The most consequential difference is the cartridge pivot. The Fusion5 uses a stiffer fore-and-aft pivot optimized for the short, controlled strokes of facial shaving, where you want the blade to track predictably under moderate pressure. The Venus pivot introduces considerably more compliance into the cartridge latch and surrounding plastic, allowing the head to follow convex and concave body curves rather than holding a fixed plane. The scans show this clearly: the Venus attachment interface flexes in ways the Fusion5 does not. That flexibility trades the locked-in precision of a facial razor for forgiveness over larger, less predictable surfaces.

The lubricating strips differ in a related way. Both use water-activated strips that deposit a film of hydrophilic polymers and moisturizers ahead of the blades. The Venus strip is wider across the cartridge and deeper front-to-back, giving it more surface contact per stroke. That matters on a leg, where a single pass covers far more skin than a pass across the cheek. The Fusion5 strip is functional but smaller, tuned for a face where the strip-to-blade ratio is less critical.

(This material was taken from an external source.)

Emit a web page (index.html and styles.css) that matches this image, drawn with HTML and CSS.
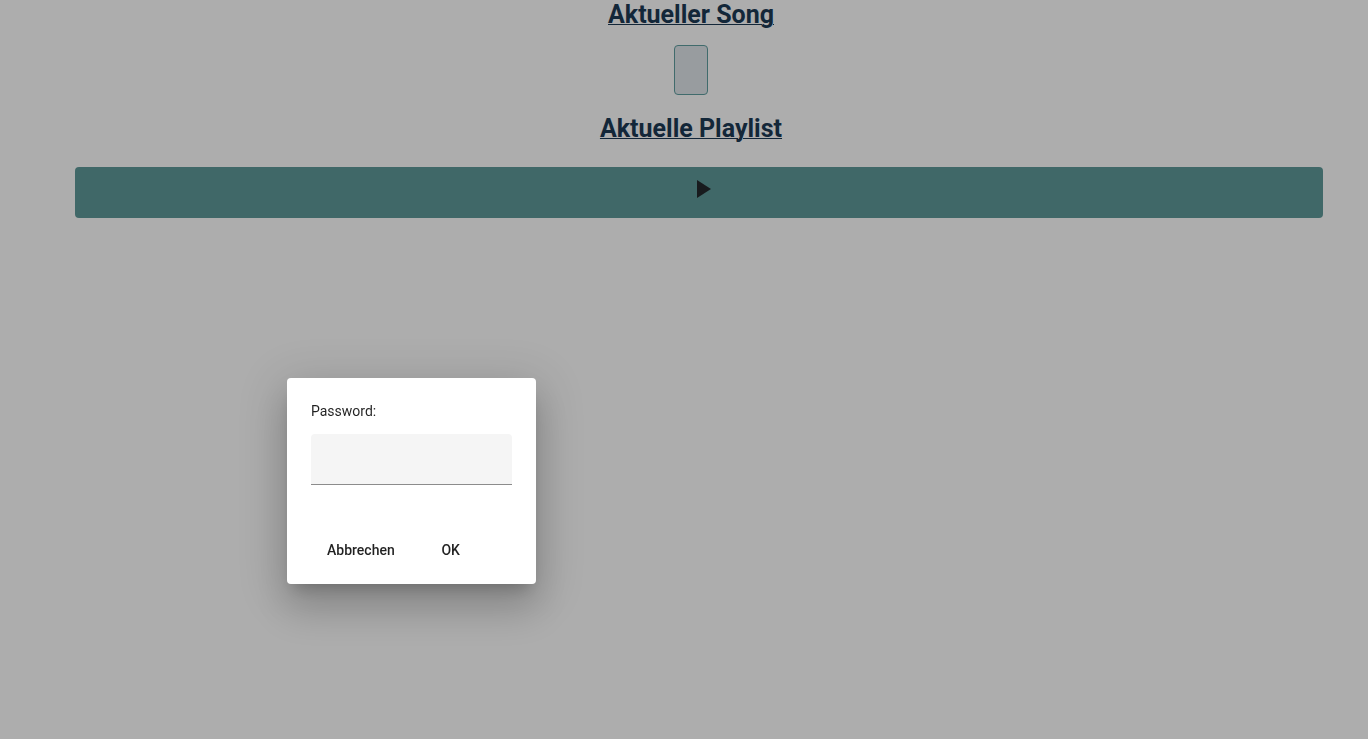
FILE: index.html
```html
<!DOCTYPE html>
<html lang="de">
<head>
<meta charset="utf-8">
<title>Aktuelle Playlist</title>
<link rel="stylesheet" href="styles.css">
</head>
<body>
<main class="page">
  <h2 class="title">Aktueller Song</h2>
  <div class="song-card"></div>
  <h2 class="title">Aktuelle Playlist</h2>
  <button class="play-bar" type="button" aria-label="Abspielen">
    <svg class="play-icon" viewBox="0 0 14 18" aria-hidden="true"><path d="M0 0v18l14-9z"/></svg>
  </button>
</main>
<div class="backdrop"></div>
<form class="dialog" role="dialog" aria-modal="true">
  <label class="dialog-label" for="password">Password:</label>
  <input class="dialog-input" id="password" type="password">
  <div class="dialog-actions">
    <button class="text-button" type="button">Abbrechen</button>
    <button class="text-button" type="submit">OK</button>
  </div>
</form>
</body>
</html>
```

FILE: styles.css
```css
* {
  box-sizing: border-box;
}

body {
  margin: 0;
  min-height: 100vh;
  background: #fff;
  font-family: Roboto, "Liberation Sans", sans-serif;
  color: rgba(0, 0, 0, 0.87);
}

.page {
  display: flex;
  flex-direction: column;
  align-items: center;
  padding: 0 45px 0 59px;
}

.title {
  margin: 0;
  font-size: 25px;
  line-height: 30px;
  font-weight: 700;
  color: #1c3a55;
  text-decoration: underline;
  text-decoration-thickness: 1px;
}

.song-card {
  width: 34px;
  height: 50px;
  margin: 15px 0 19px;
  border: 1px solid #5f9ea0;
  border-radius: 4px;
  background: #e1e6eb;
}

.play-bar {
  align-self: stretch;
  display: flex;
  justify-content: center;
  height: 51px;
  margin: 23px 0 0 16px;
  padding: 13px 0 0 10px;
  border: 0;
  border-radius: 4px;
  background: #5f9a9a;
}

.play-icon {
  width: 14px;
  height: 18px;
  fill: #24292d;
}

.backdrop {
  position: fixed;
  inset: 0;
  background: rgba(0, 0, 0, 0.32);
}

.dialog {
  position: absolute;
  top: 378px;
  left: 287px;
  display: flex;
  flex-direction: column;
  padding: 24px 24px 16px;
  border-radius: 4px;
  background: #fff;
  box-shadow: 0 11px 15px -7px rgba(0, 0, 0, 0.2), 0 24px 38px 3px rgba(0, 0, 0, 0.14), 0 9px 46px 8px rgba(0, 0, 0, 0.12);
  font-size: 14px;
}

.dialog-label {
  line-height: 18px;
}

.dialog-input {
  width: 201px;
  height: 51px;
  margin: 14px 0 0;
  padding: 0 12px;
  border: 0;
  border-bottom: 1px solid #8c8c8c;
  border-radius: 4px 4px 0 0;
  background: #f5f5f5;
  font: inherit;
  outline: 0;
}

.dialog-actions {
  display: flex;
  gap: 8px;
  margin-top: 47px;
}

.text-button {
  min-width: 64px;
  padding: 0 16px;
  border: 0;
  background: none;
  font: 500 14px/36px Roboto, "Liberation Sans", sans-serif;
  color: inherit;
}
```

The handles follow from the same logic. The Fusion5 handle is slimmer and weighted for fingertip control, suited to short precise strokes where angle matters. The Venus handle is wider, with pronounced curves and softer grip zones designed to be held in multiple orientations: overhand, underhand, pinch grip. A razor you use on your ankle needs to work in a completely different hand position than a razor you use on your face.

The pink tax

A 2015 report by the New York City Department of Consumer Affairs found that women pay an average of 13% more than men for equivalent personal-care products. And a 2018 study by the US Government Accountability Office confirmed that women's razors and replacement cartridges are often priced higher than men's. Gillette has attributed price variation to differences in technology, materials, manufacturing, and promotional costs.

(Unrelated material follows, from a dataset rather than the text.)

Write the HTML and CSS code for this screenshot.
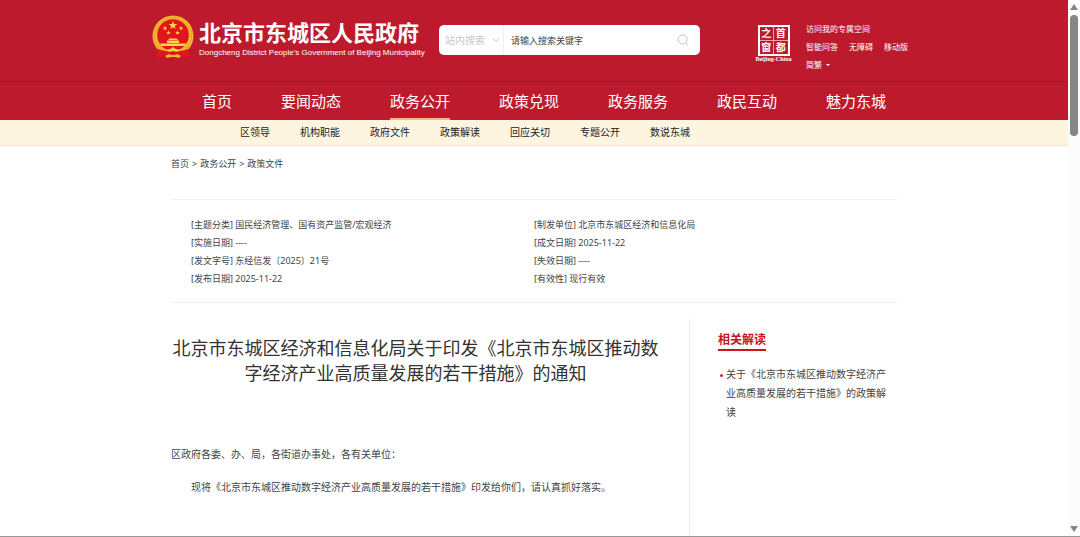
FILE: index.html
```html
<!DOCTYPE html>
<html lang="zh-CN">
<head>
<meta charset="utf-8">
<meta name="viewport" content="width=device-width, initial-scale=1">
<title>北京市东城区人民政府</title>
<link rel="stylesheet" href="styles.css">
</head>
<body>
<div class="viewport">
  <div class="page">
    <header class="masthead">
      <div class="masthead-inner">
        <a class="brand" href="#">
          <svg class="emblem" viewBox="0 0 42 44" aria-hidden="true">
            <circle cx="21" cy="21" r="20.500" fill="#f2b52c"/>
            <circle cx="21" cy="21" r="18.500" fill="none" stroke="#e09a24" stroke-width="1" stroke-dasharray="2 1.500"/>
            <circle cx="21" cy="20" r="15.800" fill="#e3151c"/>
            <path d="M21 6l1.100 3h3.200l-2.500 2 .9 3.100-2.700-1.800-2.700 1.800.9-3.100-2.500-2h3.200z" fill="#ffd94a"/>
            <g fill="#ffd94a">
              <path id="star" d="M13 11l.6 1.500h1.600l-1.200 1 .4 1.600-1.400-.9-1.400.9.4-1.600-1.200-1h1.600z"/>
              <use href="#star" x="3.500" y="4.500"/>
              <use href="#star" x="12.500" y="4.500"/>
              <use href="#star" x="16" y="0"/>
              <path d="M16 25l1.500-1.500h7L26 25zM15 25.500h12V28H15zM8 28.500h26L32.500 31h-23z"/>
            </g>
            <path d="M6 34q8 4 15-1 7 5 15 1l2 8h-6l-5-2H15l-5 2H4z" fill="#e3151c"/>
            <path d="M12 34q5 2 9-2 4 4 9 2-3 4-9 2-6 2-9-2z" fill="#ffd94a"/>
            <path d="M13 41l4-2 4 1.500 4-1.500 4 2-2 2-4-1h-4l-4 1z" fill="#f2b52c"/>
          </svg>
          <span class="brand-text">
            <span class="brand-name">北京市东城区人民政府</span>
            <span class="brand-en">Dongcheng District People's Government of Beijing Municipality</span>
          </span>
        </a>
        <form class="search">
          <div class="scope">
            <select class="scope-select" aria-label="搜索范围"><option>站内搜索</option></select>
            <svg class="chevron" viewBox="0 0 8 8" aria-hidden="true"><path d="M1 2.500l3 3 3-3" fill="none" stroke="#c4c4c4"/></svg>
          </div>
          <input class="search-input" type="text" placeholder="请输入搜索关键字" aria-label="请输入搜索关键字">
          <button class="search-button" type="button" aria-label="搜索">
            <svg class="search-icon" viewBox="0 0 12 12" aria-hidden="true"><circle cx="5.500" cy="5.500" r="4.500" fill="none" stroke="#c4c4c4"/><path d="M8.800 8.800l2.200 2.200" stroke="#c4c4c4"/></svg>
          </button>
        </form>
        <a class="seal" href="#">
          <span class="seal-grid"><span class="seal-cell">之</span><span class="seal-cell">首</span><span class="seal-cell">窗</span><span class="seal-cell">都</span></span>
          <span class="seal-caption">Beijing-China</span>
        </a>
        <div class="tools">
          <div class="tool-row"><a href="#">访问我的专属空间</a></div>
          <div class="tool-row"><a href="#">智能问答</a><a href="#">无障碍</a><a href="#">移动版</a></div>
          <div class="tool-row"><a class="variant" href="#">简繁<span class="caret"></span></a></div>
        </div>
      </div>
    </header>
    <nav class="main-nav" aria-label="主导航">
      <a href="#">首页</a><a href="#">要闻动态</a><a class="current" href="#">政务公开</a><a href="#">政策兑现</a><a href="#">政务服务</a><a href="#">政民互动</a><a href="#">魅力东城</a>
    </nav>
    <nav class="sub-nav" aria-label="政务公开">
      <a href="#">区领导</a><a href="#">机构职能</a><a href="#">政府文件</a><a href="#">政策解读</a><a href="#">回应关切</a><a href="#">专题公开</a><a href="#">数说东城</a>
    </nav>
    <div class="container">
      <nav class="crumbs" aria-label="当前位置"><a href="#">首页</a><span>&gt;</span><a href="#">政务公开</a><span>&gt;</span><a href="#">政策文件</a></nav>
      <div class="meta">
        <ul class="meta-list">
          <li>[主题分类] 国民经济管理、国有资产监管/宏观经济</li>
          <li>[实施日期] ----</li>
          <li>[发文字号] 东经信发〔2025〕21号</li>
          <li>[发布日期] 2025-11-22</li>
        </ul>
        <ul class="meta-list">
          <li>[制发单位] 北京市东城区经济和信息化局</li>
          <li>[成文日期] 2025-11-22</li>
          <li>[失效日期] ----</li>
          <li>[有效性] 现行有效</li>
        </ul>
      </div>
      <div class="columns">
        <main class="article">
          <h1 class="title">北京市东城区经济和信息化局关于印发《北京市东城区推动数字经济产业高质量发展的若干措施》的通知</h1>
          <div class="body-text">
            <p>区政府各委、办、局，各街道办事处，各有关单位：</p>
            <p class="indent">现将《北京市东城区推动数字经济产业高质量发展的若干措施》印发给你们，请认真抓好落实。</p>
          </div>
        </main>
        <aside class="related">
          <h2 class="related-title">相关解读</h2>
          <ul class="related-list">
            <li><a href="#">关于《北京市东城区推动数字经济产业高质量发展的若干措施》的政策解读</a></li>
          </ul>
        </aside>
      </div>
    </div>
  </div>
  <div class="scrollbar" aria-hidden="true">
    <svg class="arrow" viewBox="0 0 8 6"><path d="M4 0l4 6H0z" fill="#858585"/></svg>
    <div class="track"><div class="thumb"></div></div>
    <svg class="arrow" viewBox="0 0 8 6"><path d="M0 0h8L4 6z" fill="#858585"/></svg>
  </div>
</div>
</body>
</html>
```
FILE: styles.css
```css
* { box-sizing: border-box; }
body, h1, h2, p, ul { margin: 0; padding: 0; }
ul { list-style: none; }
a { color: inherit; text-decoration: none; }
body {
  font-family: "Noto Sans", "Noto Sans CJK SC", sans-serif;
  font-size: 10px;
  color: #444;
  background: #fff;
}
.viewport {
  display: flex;
  height: 100vh;
  overflow: hidden;
  border-bottom: 1px solid #999;
}
.page { flex: 1; min-width: 0; display: flex; flex-direction: column; }

.masthead { background: #bd1b2d; border-bottom: 1px solid #a51526; }
.masthead-inner {
  display: flex;
  align-items: flex-start;
  width: 764px;
  max-width: 100%;
  height: 81px;
  margin: 0 auto;
}
.brand { display: flex; gap: 5px; padding-top: 15px; width: 287px; color: #fff; }
.emblem { width: 42px; height: 44px; flex: none; }
.brand-text { display: flex; flex-direction: column; gap: 2px; padding-top: 2px; white-space: nowrap; }
.brand-name { font-family: "Noto Sans CJK SC", sans-serif; font-size: 22px; line-height: 28px; font-weight: 700; }
.brand-en { font-family: "Liberation Sans", Arial, sans-serif; font-size: 8px; line-height: 12px; }

.search {
  display: flex;
  width: 261px;
  height: 30px;
  margin: 25px 57px 0 0;
  background: #fff;
  border-radius: 5px;
  overflow: hidden;
}
.scope { display: flex; align-items: center; width: 65px; padding: 0 3px 0 6px; border-right: 1px solid #f0f0f0; }
.scope-select {
  flex: 1;
  min-width: 0;
  padding: 0;
  border: 0;
  appearance: none;
  background: transparent;
  font: inherit;
  color: #c8c8c8;
}
.chevron { width: 8px; height: 8px; }
.search-input { flex: 1; min-width: 0; padding: 0 7px; border: 0; font: inherit; font-size: 9px; background: transparent; }
.search-input::placeholder { color: #444; opacity: 1; }
.search-button { width: 34px; padding: 0; border: 0; background: transparent; }
.search-icon { display: block; width: 12px; height: 12px; margin: 0 auto; }

.seal { display: flex; flex-direction: column; align-items: center; width: 33px; margin: 25px 16px 0 0; color: #fff; }
.seal-grid {
  display: grid;
  grid-template-columns: 1fr 1fr;
  grid-template-rows: 1fr 1fr;
  gap: 1px;
  width: 32px;
  height: 31px;
  border: 2px solid #fff;
  background: #e9a5ac;
}
.seal-cell { background: #bd1b2d; font-size: 10px; line-height: 13px; font-weight: 700; text-align: center; }
.seal-caption { font-family: "Liberation Serif", serif; font-size: 6px; line-height: 6px; font-weight: 700; white-space: nowrap; }

.tools { padding-top: 20px; font-size: 8px; line-height: 18px; color: #fff; white-space: nowrap; }
.tool-row { display: flex; gap: 11px; }
.variant { display: flex; align-items: center; gap: 4px; }
.caret { border: 2px solid transparent; border-top-color: #fff; border-bottom: 0; }

.main-nav {
  display: flex;
  justify-content: center;
  gap: 49px;
  padding-left: 20px;
  background: #bd1b2d;
  color: #fff;
  font-size: 15px;
  line-height: 38px;
  height: 38px;
}
.main-nav a { white-space: nowrap; }
.main-nav .current { border-bottom: 2px solid #f8b878; }
.sub-nav { background: #fef5e1; border-bottom: 1px solid #f9e6c6; color: #222; line-height: 25px; display: flex; justify-content: center; gap: 30px; padding-right: 138px; }

.container { width: 726px; max-width: 100%; margin: 0 auto; flex: 1; display: flex; flex-direction: column; }
.crumbs { display: flex; gap: 3px; padding: 9px 0 26px; font-size: 9px; line-height: 18px; }
.meta {
  display: grid;
  grid-template-columns: 343px 1fr;
  padding: 16px 20px 14px;
  border-top: 1px solid #f0f0f0;
  border-bottom: 1px solid #f0f0f0;
  font-size: 9px;
  line-height: 18px;
}
.columns { flex: 1; display: grid; grid-template-columns: 1fr 207px; margin-top: 16px; }
.article { padding: 17px 29px 0 0; border-right: 1px solid #eee; }
.title { font-size: 18px; line-height: 25px; font-weight: 400; text-align: center; color: #333; }
.body-text { padding-top: 52px; line-height: 33px; }
.indent { text-indent: 2em; }
.related { padding: 12px 7px 0 28px; }
.related-title { display: inline-block; font-size: 12px; line-height: 18px; color: #c9151e; border-bottom: 2px solid #c9151e; }
.related-list { padding-top: 14px; line-height: 19px; }
.related-list li { position: relative; padding-left: 8px; }
.related-list li::before {
  content: "";
  position: absolute;
  left: 2px;
  top: 9px;
  width: 3px;
  height: 3px;
  border-radius: 50%;
  background: #c9284a;
}

.scrollbar { width: 12px; display: flex; flex-direction: column; align-items: center; gap: 5px; padding: 4px 0; background: #fcfcfc; }
.arrow { width: 8px; height: 6px; flex: none; }
.track { flex: 1; }
.thumb { width: 8px; height: 24%; border-radius: 4px; background: #858585; }
```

Current retail pricing tells a more complicated story. Venus Platinum Extra Smooth replacement cartridges run roughly $4.75 to $6.00 per cartridge in four-packs. Fusion5 replacements run roughly $4.25 to $5.25. The gap exists, but it is narrower than the pink tax framing typically implies, and pack size and promotions close most of it. Starter kit pricing is broadly similar.

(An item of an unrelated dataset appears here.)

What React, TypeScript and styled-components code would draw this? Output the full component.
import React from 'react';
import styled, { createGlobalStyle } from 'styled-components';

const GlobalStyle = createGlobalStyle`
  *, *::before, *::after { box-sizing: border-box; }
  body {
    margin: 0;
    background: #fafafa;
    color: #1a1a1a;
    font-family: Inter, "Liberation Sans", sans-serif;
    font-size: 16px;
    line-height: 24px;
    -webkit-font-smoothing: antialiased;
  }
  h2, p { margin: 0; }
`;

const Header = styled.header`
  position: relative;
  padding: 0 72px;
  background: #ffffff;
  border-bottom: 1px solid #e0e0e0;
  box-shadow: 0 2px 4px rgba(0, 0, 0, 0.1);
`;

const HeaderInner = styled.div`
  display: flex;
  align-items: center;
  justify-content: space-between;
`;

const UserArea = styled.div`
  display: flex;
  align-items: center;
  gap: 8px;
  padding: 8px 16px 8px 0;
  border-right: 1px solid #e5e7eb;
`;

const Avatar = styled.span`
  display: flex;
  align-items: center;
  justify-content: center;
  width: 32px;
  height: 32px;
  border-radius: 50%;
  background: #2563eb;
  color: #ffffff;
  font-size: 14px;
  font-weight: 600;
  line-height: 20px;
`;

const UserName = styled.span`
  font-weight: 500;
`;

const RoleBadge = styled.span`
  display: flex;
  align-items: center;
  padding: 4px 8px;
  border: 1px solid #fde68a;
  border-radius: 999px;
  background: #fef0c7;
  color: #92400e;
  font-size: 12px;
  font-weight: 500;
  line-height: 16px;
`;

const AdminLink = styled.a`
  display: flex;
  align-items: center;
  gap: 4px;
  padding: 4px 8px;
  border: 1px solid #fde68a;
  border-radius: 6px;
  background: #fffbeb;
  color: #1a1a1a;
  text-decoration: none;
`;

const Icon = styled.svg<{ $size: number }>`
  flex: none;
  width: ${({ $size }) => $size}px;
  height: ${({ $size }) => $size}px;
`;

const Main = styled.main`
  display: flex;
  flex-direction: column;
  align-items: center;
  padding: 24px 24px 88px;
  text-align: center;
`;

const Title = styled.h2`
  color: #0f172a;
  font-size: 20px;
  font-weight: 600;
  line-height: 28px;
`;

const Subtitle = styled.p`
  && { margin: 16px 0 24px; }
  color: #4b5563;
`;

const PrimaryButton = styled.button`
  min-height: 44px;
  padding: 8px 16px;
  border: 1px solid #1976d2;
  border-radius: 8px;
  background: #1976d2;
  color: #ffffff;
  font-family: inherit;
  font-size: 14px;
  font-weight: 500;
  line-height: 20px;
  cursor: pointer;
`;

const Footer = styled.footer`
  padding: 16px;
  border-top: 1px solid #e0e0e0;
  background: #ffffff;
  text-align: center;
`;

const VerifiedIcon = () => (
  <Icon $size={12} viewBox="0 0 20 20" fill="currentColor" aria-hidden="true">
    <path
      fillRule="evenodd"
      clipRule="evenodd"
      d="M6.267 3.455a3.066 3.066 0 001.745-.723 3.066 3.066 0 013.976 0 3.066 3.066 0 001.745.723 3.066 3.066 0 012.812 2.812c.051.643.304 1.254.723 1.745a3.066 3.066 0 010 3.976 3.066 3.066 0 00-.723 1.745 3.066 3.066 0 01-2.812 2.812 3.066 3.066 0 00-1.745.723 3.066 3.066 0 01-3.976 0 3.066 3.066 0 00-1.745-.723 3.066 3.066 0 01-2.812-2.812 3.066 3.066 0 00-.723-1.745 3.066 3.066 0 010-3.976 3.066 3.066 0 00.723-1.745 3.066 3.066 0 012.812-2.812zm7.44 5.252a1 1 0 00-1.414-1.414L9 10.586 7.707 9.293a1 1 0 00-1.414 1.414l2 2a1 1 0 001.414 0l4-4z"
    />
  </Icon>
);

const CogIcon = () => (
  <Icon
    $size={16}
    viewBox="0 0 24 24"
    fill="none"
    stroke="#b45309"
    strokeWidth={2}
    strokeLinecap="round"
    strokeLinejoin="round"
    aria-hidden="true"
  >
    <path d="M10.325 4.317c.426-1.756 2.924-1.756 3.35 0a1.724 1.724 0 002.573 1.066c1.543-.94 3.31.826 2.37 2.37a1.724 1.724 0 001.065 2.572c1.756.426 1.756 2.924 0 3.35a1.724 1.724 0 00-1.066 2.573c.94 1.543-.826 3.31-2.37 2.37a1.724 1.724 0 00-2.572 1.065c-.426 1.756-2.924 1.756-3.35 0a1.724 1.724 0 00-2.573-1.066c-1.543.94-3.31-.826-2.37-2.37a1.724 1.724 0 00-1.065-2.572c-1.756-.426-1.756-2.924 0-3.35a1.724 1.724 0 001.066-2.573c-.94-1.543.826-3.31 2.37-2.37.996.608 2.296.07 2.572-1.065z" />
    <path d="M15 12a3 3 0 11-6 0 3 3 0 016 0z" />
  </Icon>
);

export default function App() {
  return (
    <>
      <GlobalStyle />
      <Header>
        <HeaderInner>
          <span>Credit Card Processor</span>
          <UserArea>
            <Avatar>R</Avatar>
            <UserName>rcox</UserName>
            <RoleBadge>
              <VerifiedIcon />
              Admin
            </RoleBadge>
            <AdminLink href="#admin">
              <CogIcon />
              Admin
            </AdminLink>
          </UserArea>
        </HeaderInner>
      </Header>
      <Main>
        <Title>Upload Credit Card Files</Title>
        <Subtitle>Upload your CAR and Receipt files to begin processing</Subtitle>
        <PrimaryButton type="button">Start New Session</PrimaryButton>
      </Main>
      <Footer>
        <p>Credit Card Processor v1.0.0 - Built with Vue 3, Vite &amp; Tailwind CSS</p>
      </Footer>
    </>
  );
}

The scans support the view that these are genuinely different products built for different mechanical problems. The Venus cartridge has a more flexible pivot, a wider lubricating strip, and a larger oval head. The Fusion5 has a stiffer pivot, a precision trimmer on the back of the cartridge for detail work around the nose and sideburns, and a geometry optimized for facial angles. Whether those differences fully account for any remaining price gap is a harder question. What the hardware shows is that the engineering differences are real, the functional tradeoffs are deliberate, and the two razors are less interchangeable than their shared five-blade platform makes them appear.